_Dataset section_.
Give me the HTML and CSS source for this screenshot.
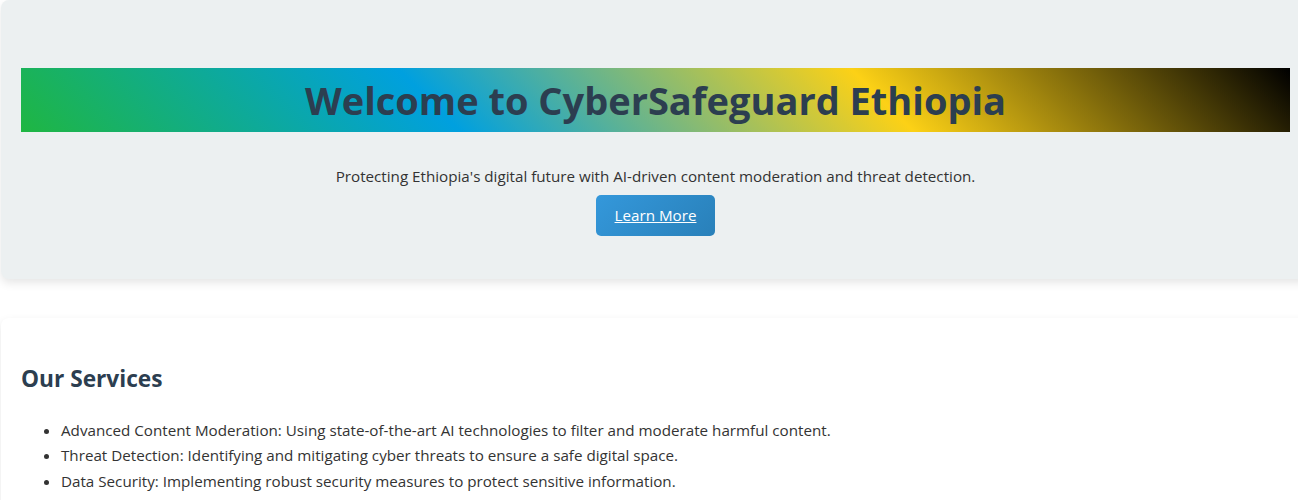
FILE: index.html
```html
<!DOCTYPE html>
<html lang="en">
<head>
<meta charset="utf-8">
<title>CyberSafeguard Ethiopia</title>
<link rel="stylesheet" href="styles.css">
</head>
<body>
<main class="page">
  <section class="hero">
    <h1 class="hero-title">Welcome to CyberSafeguard Ethiopia</h1>
    <p class="hero-text">Protecting Ethiopia's digital future with AI-driven content moderation and threat detection.</p>
    <div class="hero-actions">
      <a class="btn" href="#services">Learn More</a>
    </div>
  </section>
  <section class="card" id="services">
    <h2 class="card-title">Our Services</h2>
    <ul class="service-list">
      <li>Advanced Content Moderation: Using state-of-the-art AI technologies to filter and moderate harmful content.</li>
      <li>Threat Detection: Identifying and mitigating cyber threats to ensure a safe digital space.</li>
      <li>Data Security: Implementing robust security measures to protect sensitive information.</li>
    </ul>
  </section>
</main>
</body>
</html>
```

FILE: styles.css
```css
html, body {
  margin: 0;
  padding: 0;
  overflow: hidden;
}

body {
  background: #ffffff;
  color: #333333;
  font-family: "Open Sans", "Noto Sans", sans-serif;
  font-size: 15.2px;
  line-height: 25.6px;
}

.page {
  display: flex;
  flex-direction: column;
  gap: 39px;
  padding-left: 1px;
}

.hero,
.card {
  width: 1269px;
  flex: none;
  border-radius: 8px;
  box-shadow: 0 4px 10px rgba(0, 0, 0, 0.1);
}

.hero {
  background: #ecf0f1;
  padding: 68px 20px 43px;
  text-align: center;
}

.hero-title {
  margin: 0 0 32px;
  font-size: 38px;
  line-height: 64px;
  font-weight: 700;
  color: #2c3e50;
  background: linear-gradient(45deg, #1fb642 0%, #00a0df 33%, #fcd116 67%, #000000 100%);
}

.hero-text {
  margin: 0 0 5px;
  color: #333333;
}

.hero-actions {
  display: flex;
  justify-content: center;
}

.btn {
  display: inline-block;
  padding: 10px 19px;
  line-height: 21px;
  color: #ffffff;
  text-decoration: underline;
  border-radius: 5px;
  background: linear-gradient(135deg, #3498db, #2980b9);
}

.card {
  background: #ffffff;
  padding: 20px;
  min-height: 300px;
}

.card-title {
  margin: 22px 0 20px;
  font-size: 22.7px;
  line-height: 38px;
  font-weight: 700;
  color: #2c3e50;
}

.service-list {
  margin: 0;
  padding-left: 40px;
}
```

_Task instructions_. Transcribe the full listing above exactly, with the images removed.

_The response_.
Give me the HTML and CSS source for this screenshot.
FILE: index.html
```html
<!DOCTYPE html>
<html lang="en">
<head>
<meta charset="utf-8">
<title>CyberSafeguard Ethiopia</title>
<link rel="stylesheet" href="styles.css">
</head>
<body>
<main class="page">
  <section class="hero">
    <h1 class="hero-title">Welcome to CyberSafeguard Ethiopia</h1>
    <p class="hero-text">Protecting Ethiopia's digital future with AI-driven content moderation and threat detection.</p>
    <div class="hero-actions">
      <a class="btn" href="#services">Learn More</a>
    </div>
  </section>
  <section class="card" id="services">
    <h2 class="card-title">Our Services</h2>
    <ul class="service-list">
      <li>Advanced Content Moderation: Using state-of-the-art AI technologies to filter and moderate harmful content.</li>
      <li>Threat Detection: Identifying and mitigating cyber threats to ensure a safe digital space.</li>
      <li>Data Security: Implementing robust security measures to protect sensitive information.</li>
    </ul>
  </section>
</main>
</body>
</html>
```

FILE: styles.css
```css
html, body {
  margin: 0;
  padding: 0;
  overflow: hidden;
}

body {
  background: #ffffff;
  color: #333333;
  font-family: "Open Sans", "Noto Sans", sans-serif;
  font-size: 15.2px;
  line-height: 25.6px;
}

.page {
  display: flex;
  flex-direction: column;
  gap: 39px;
  padding-left: 1px;
}

.hero,
.card {
  width: 1269px;
  flex: none;
  border-radius: 8px;
  box-shadow: 0 4px 10px rgba(0, 0, 0, 0.1);
}

.hero {
  background: #ecf0f1;
  padding: 68px 20px 43px;
  text-align: center;
}

.hero-title {
  margin: 0 0 32px;
  font-size: 38px;
  line-height: 64px;
  font-weight: 700;
  color: #2c3e50;
  background: linear-gradient(45deg, #1fb642 0%, #00a0df 33%, #fcd116 67%, #000000 100%);
}

.hero-text {
  margin: 0 0 5px;
  color: #333333;
}

.hero-actions {
  display: flex;
  justify-content: center;
}

.btn {
  display: inline-block;
  padding: 10px 19px;
  line-height: 21px;
  color: #ffffff;
  text-decoration: underline;
  border-radius: 5px;
  background: linear-gradient(135deg, #3498db, #2980b9);
}

.card {
  background: #ffffff;
  padding: 20px;
  min-height: 300px;
}

.card-title {
  margin: 22px 0 20px;
  font-size: 22.7px;
  line-height: 38px;
  font-weight: 700;
  color: #2c3e50;
}

.service-list {
  margin: 0;
  padding-left: 40px;
}
```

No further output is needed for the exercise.